Coober Pedy Spaceship
We heard that there is another spaceship in town. But not one from a movie, but rather one that was built as a house. This spaceship was supposed to serve as a home, complete with a pool and a spa. However, the owner did not find enough opal and could not finish the project. The spaceship is now for sale. Maybe that would be something for you?
One of the absolute highlights of our visit to Coober Pedy was the Breakaways! Located 32 km north of town is the Breakaways Conversation Park, which you should definitely visit! The name “Breakaways” comes from the colorful, low hills that have “broken away” from the Stuart Range.
We drove over rough gravel roads to this Aboriginal heritage site. On the way there, we saw a Sand Goanna, and we stopped for photos. Apart from us, there is no other car far and wide, so we took our time taking pictures.
Once a huge inland sea, the Breakaways now offer viewpoints, from which one can only guess how huge this endless expanse of lunar landscape truly is!
At the viewpoint in front of us, we see the small Papa Kutjara hills lying to the east.
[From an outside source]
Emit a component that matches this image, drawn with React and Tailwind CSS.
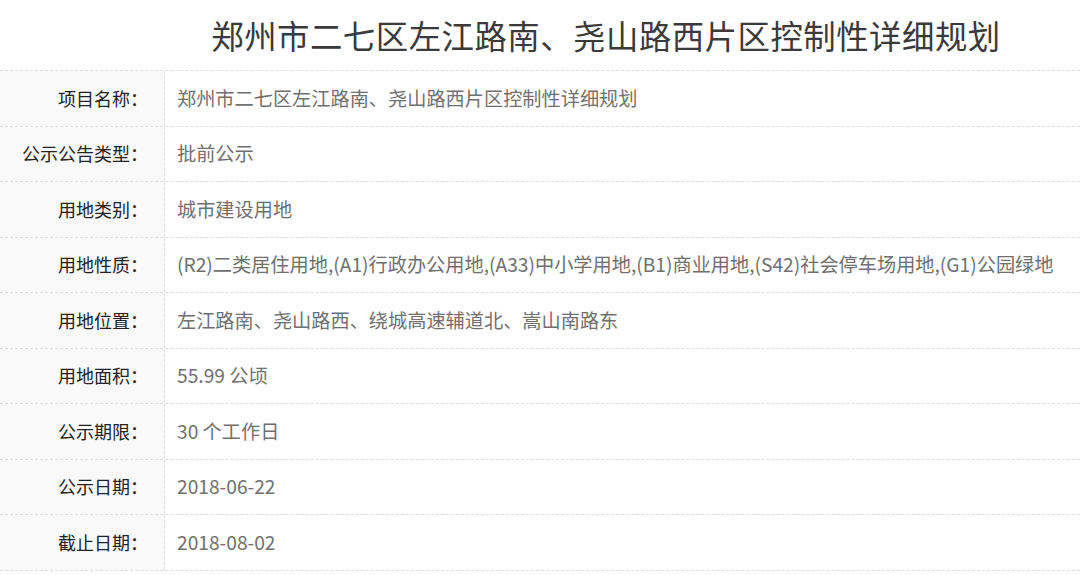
import React from 'react';

const rows = [
  ['项目名称：', '郑州市二七区左江路南、尧山路西片区控制性详细规划'],
  ['公示公告类型：', '批前公示'],
  ['用地类别：', '城市建设用地'],
  ['用地性质：', '(R2)二类居住用地,(A1)行政办公用地,(A33)中小学用地,(B1)商业用地,(S42)社会停车场用地,(G1)公园绿地'],
  ['用地位置：', '左江路南、尧山路西、绕城高速辅道北、嵩山南路东'],
  ['用地面积：', '55.99 公顷'],
  ['公示期限：', '30 个工作日'],
  ['公示日期：', '2018-06-22'],
  ['截止日期：', '2018-08-02'],
];

export default function App() {
  return (
    <div className="w-[1080px] h-[575px] overflow-hidden bg-white" style={{ fontFamily: '"Noto Sans CJK SC", "Noto Sans", sans-serif' }}>
      <h1 className="h-[70px] flex items-center justify-center pl-[132px] text-[32.4px] text-[#3a3a3a] font-normal leading-none tracking-[0.5px]">
        郑州市二七区左江路南、尧山路西片区控制性详细规划
      </h1>
      <div className="border-t border-dashed border-[#dcdcdc]">
        {rows.map(([label, value]) => (
          <div key={label} className="flex h-[55.5px] border-b border-dashed border-[#dcdcdc]">
            <div className="w-[165px] shrink-0 bg-[#f9f9f9] border-r border-dashed border-[#e2e2e2] flex items-center justify-end pr-[16px] text-[18px] text-[#222] font-normal">
              {label}
            </div>
            <div className="flex items-center pl-[12px] text-[19.2px] text-[#707070] whitespace-nowrap">
              {value}
            </div>
          </div>
        ))}
      </div>
    </div>
  );
}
These hills have been used in many blockbuster movies, and they continue to inspire photographers and tourists likewise. Especially at sunset, when the hills are bathed in a spectacular light and are a colorful contrast to the seemingly endless dry land. The hills are also known as “Castle” or “Salt and Pepper”. In Aboriginal culture, however, the hills are known as “sitting dogs”, a brown and a white dog. Unfortunately, we are here before sunset and do not see Papa Kutjara in the golden light. But even without a sunset, Papa Kutjara is more than breathtaking. We wondered what this must have looked like over 115 million years ago.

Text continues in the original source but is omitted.